_DATA BLOCK_.
===============

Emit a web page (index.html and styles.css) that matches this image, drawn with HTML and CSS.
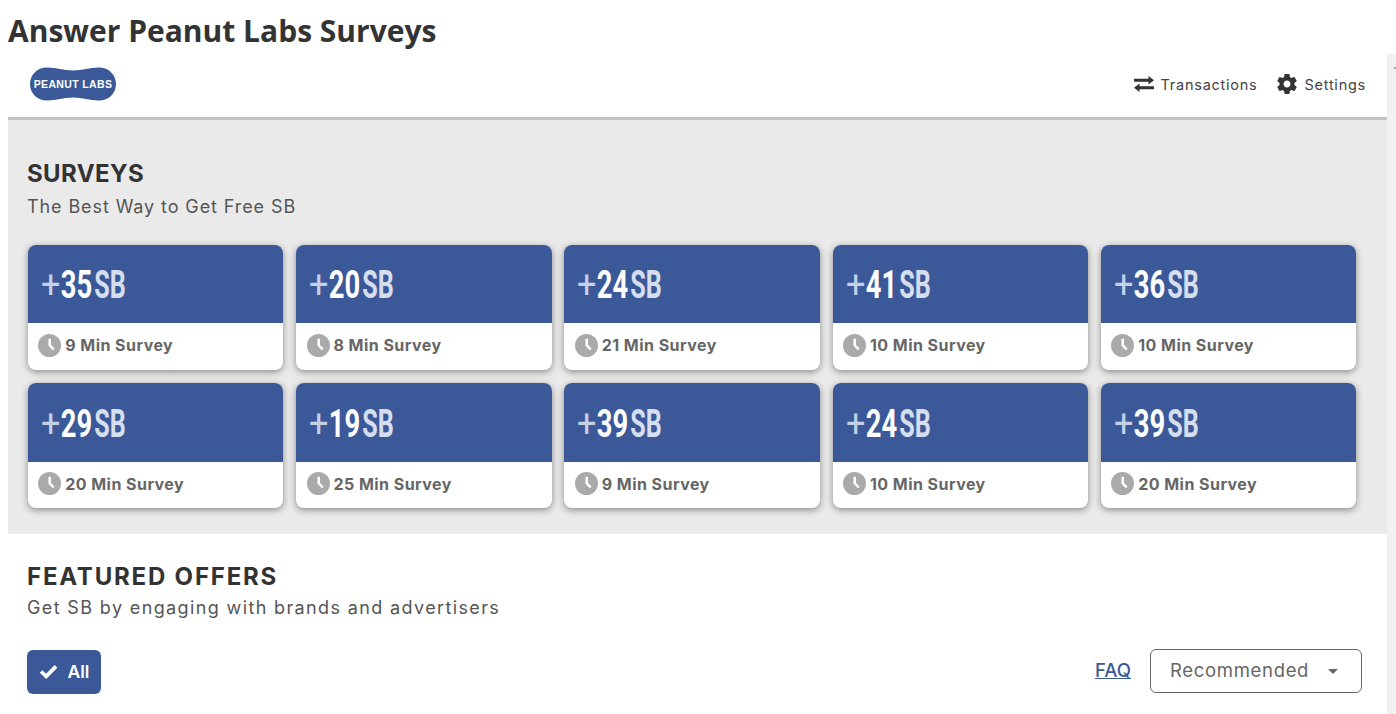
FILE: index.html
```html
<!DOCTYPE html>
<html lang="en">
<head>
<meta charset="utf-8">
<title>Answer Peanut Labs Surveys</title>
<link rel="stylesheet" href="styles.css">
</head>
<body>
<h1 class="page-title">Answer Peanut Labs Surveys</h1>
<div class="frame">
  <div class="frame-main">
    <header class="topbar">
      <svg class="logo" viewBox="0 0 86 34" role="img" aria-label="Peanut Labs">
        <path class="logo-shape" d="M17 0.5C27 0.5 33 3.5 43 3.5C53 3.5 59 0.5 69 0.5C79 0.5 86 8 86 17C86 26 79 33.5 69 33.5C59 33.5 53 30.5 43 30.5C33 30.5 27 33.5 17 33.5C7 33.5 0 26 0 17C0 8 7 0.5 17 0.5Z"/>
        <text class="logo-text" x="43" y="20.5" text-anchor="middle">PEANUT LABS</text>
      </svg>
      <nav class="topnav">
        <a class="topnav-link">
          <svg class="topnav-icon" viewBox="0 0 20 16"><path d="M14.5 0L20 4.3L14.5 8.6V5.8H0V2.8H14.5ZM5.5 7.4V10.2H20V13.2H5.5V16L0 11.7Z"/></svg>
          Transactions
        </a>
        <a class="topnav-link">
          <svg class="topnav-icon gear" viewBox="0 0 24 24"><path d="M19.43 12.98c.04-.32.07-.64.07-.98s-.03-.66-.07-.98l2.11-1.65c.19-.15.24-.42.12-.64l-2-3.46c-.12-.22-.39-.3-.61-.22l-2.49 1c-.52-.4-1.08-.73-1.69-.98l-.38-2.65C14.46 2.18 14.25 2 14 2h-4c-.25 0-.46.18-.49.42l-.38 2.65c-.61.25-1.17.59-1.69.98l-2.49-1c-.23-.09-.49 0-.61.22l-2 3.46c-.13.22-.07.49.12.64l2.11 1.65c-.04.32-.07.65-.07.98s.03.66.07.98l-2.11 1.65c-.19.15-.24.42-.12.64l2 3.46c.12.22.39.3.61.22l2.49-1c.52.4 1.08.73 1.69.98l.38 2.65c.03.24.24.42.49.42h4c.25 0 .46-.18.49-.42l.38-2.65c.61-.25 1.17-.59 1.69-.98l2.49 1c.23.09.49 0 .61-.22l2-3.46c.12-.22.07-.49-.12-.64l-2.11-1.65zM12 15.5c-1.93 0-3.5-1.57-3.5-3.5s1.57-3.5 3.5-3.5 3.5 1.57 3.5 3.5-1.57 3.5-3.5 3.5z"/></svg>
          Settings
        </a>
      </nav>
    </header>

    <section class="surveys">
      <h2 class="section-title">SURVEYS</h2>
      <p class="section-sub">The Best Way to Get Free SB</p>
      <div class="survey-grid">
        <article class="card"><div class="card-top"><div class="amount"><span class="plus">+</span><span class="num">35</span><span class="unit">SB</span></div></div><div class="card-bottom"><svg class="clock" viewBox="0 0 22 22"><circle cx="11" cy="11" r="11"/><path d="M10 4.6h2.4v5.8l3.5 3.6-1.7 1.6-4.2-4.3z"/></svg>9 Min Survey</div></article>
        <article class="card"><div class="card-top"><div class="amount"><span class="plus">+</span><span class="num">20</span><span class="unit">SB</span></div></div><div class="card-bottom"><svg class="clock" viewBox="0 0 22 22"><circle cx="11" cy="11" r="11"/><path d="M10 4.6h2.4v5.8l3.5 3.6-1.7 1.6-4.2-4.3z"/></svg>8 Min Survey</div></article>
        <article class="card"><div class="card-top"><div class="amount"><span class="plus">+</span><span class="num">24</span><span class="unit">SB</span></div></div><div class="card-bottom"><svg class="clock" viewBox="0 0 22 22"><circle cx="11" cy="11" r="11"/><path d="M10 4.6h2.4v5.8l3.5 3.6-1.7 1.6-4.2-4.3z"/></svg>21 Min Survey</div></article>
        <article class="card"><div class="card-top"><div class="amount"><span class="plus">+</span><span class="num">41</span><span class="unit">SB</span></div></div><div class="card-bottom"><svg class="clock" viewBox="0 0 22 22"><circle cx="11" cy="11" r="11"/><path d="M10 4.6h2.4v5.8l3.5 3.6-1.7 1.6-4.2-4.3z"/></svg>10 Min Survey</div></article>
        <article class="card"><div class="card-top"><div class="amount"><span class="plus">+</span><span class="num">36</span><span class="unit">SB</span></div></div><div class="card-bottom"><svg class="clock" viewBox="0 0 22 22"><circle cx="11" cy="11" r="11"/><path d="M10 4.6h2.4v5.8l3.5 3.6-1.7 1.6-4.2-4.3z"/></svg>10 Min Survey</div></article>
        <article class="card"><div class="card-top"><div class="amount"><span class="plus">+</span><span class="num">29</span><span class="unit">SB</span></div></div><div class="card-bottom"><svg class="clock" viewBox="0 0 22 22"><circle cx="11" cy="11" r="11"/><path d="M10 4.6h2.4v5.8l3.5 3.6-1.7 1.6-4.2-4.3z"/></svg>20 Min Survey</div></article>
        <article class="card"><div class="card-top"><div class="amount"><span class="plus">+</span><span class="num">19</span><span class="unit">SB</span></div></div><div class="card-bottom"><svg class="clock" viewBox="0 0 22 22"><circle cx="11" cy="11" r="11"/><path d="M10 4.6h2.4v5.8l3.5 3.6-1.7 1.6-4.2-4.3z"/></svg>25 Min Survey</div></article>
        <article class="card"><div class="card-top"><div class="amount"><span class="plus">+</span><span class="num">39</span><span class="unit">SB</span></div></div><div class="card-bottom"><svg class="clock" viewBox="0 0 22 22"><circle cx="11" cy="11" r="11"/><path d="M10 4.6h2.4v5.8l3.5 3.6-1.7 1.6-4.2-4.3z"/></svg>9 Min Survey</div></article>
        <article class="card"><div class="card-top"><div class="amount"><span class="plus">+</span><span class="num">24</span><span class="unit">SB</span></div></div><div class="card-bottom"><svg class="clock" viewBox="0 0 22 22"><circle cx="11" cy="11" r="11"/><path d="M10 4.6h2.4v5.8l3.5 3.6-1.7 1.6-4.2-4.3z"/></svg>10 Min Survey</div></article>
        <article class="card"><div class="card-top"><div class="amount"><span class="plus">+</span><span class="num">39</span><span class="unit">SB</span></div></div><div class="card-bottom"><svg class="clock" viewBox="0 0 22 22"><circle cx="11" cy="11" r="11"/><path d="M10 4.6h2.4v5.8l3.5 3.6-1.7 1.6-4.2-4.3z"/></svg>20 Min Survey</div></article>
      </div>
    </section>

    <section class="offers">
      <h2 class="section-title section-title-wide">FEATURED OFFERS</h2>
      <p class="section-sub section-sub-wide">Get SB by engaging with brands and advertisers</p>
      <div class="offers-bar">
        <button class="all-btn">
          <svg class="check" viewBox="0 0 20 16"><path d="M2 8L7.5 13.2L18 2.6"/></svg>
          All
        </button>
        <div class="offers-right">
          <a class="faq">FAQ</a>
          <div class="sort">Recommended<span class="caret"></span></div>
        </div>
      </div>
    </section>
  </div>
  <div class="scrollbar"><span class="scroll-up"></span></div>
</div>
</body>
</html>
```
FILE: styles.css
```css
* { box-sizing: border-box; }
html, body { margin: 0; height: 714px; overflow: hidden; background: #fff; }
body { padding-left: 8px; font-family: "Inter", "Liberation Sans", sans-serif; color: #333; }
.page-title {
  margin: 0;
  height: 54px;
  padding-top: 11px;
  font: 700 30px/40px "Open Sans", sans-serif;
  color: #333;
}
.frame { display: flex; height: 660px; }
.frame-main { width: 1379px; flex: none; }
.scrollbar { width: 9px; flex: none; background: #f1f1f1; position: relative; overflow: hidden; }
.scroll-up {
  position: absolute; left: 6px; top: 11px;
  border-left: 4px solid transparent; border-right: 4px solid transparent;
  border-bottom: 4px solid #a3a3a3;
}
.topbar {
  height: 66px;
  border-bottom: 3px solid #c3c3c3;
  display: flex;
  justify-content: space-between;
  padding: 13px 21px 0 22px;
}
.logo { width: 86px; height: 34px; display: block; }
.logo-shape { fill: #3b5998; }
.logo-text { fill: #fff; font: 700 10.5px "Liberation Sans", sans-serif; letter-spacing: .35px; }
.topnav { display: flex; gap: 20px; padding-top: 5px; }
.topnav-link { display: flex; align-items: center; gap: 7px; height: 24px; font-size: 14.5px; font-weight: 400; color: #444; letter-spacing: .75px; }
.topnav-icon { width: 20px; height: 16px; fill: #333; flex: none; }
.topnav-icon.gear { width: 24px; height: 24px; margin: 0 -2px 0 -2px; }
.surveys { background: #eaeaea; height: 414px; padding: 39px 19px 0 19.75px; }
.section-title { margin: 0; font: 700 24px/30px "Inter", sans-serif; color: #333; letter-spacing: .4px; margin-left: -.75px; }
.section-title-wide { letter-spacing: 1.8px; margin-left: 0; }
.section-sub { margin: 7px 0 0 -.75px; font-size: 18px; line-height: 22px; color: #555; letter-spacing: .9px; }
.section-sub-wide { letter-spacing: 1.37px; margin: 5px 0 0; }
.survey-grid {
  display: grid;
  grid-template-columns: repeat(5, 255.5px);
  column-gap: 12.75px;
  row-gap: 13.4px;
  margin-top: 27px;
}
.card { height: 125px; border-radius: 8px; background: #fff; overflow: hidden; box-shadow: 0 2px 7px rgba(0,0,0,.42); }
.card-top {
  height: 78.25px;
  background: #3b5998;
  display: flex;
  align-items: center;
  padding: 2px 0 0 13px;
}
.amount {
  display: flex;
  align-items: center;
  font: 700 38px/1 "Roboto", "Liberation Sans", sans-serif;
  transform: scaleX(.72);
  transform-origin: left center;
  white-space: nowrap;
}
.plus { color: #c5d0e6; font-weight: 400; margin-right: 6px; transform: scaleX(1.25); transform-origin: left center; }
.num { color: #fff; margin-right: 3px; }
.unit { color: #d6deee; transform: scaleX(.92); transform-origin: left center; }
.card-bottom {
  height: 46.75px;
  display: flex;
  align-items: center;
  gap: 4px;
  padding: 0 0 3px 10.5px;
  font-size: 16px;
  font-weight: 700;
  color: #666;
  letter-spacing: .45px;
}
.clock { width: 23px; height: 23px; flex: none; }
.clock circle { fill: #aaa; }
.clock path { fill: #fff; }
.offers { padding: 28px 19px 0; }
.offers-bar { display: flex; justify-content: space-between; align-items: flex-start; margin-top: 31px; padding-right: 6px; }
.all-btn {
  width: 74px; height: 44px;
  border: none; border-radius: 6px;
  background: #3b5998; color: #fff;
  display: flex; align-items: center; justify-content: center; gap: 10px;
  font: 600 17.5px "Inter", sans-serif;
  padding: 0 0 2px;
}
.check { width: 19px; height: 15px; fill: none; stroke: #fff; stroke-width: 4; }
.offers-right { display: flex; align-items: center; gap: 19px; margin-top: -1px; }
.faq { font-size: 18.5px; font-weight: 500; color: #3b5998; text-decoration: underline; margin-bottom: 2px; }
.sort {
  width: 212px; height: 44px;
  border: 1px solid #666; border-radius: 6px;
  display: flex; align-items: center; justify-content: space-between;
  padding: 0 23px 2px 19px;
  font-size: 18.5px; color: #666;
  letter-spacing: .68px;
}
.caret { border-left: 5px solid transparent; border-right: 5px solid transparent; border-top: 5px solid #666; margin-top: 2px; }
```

===============

Read through the lines above and collect those that contain the string "with".

_RESPONSE_.
Emit a web page (index.html and styles.css) that matches this image, drawn with HTML and CSS.
      <p class="section-sub section-sub-wide">Get SB by engaging with brands and advertisers</p>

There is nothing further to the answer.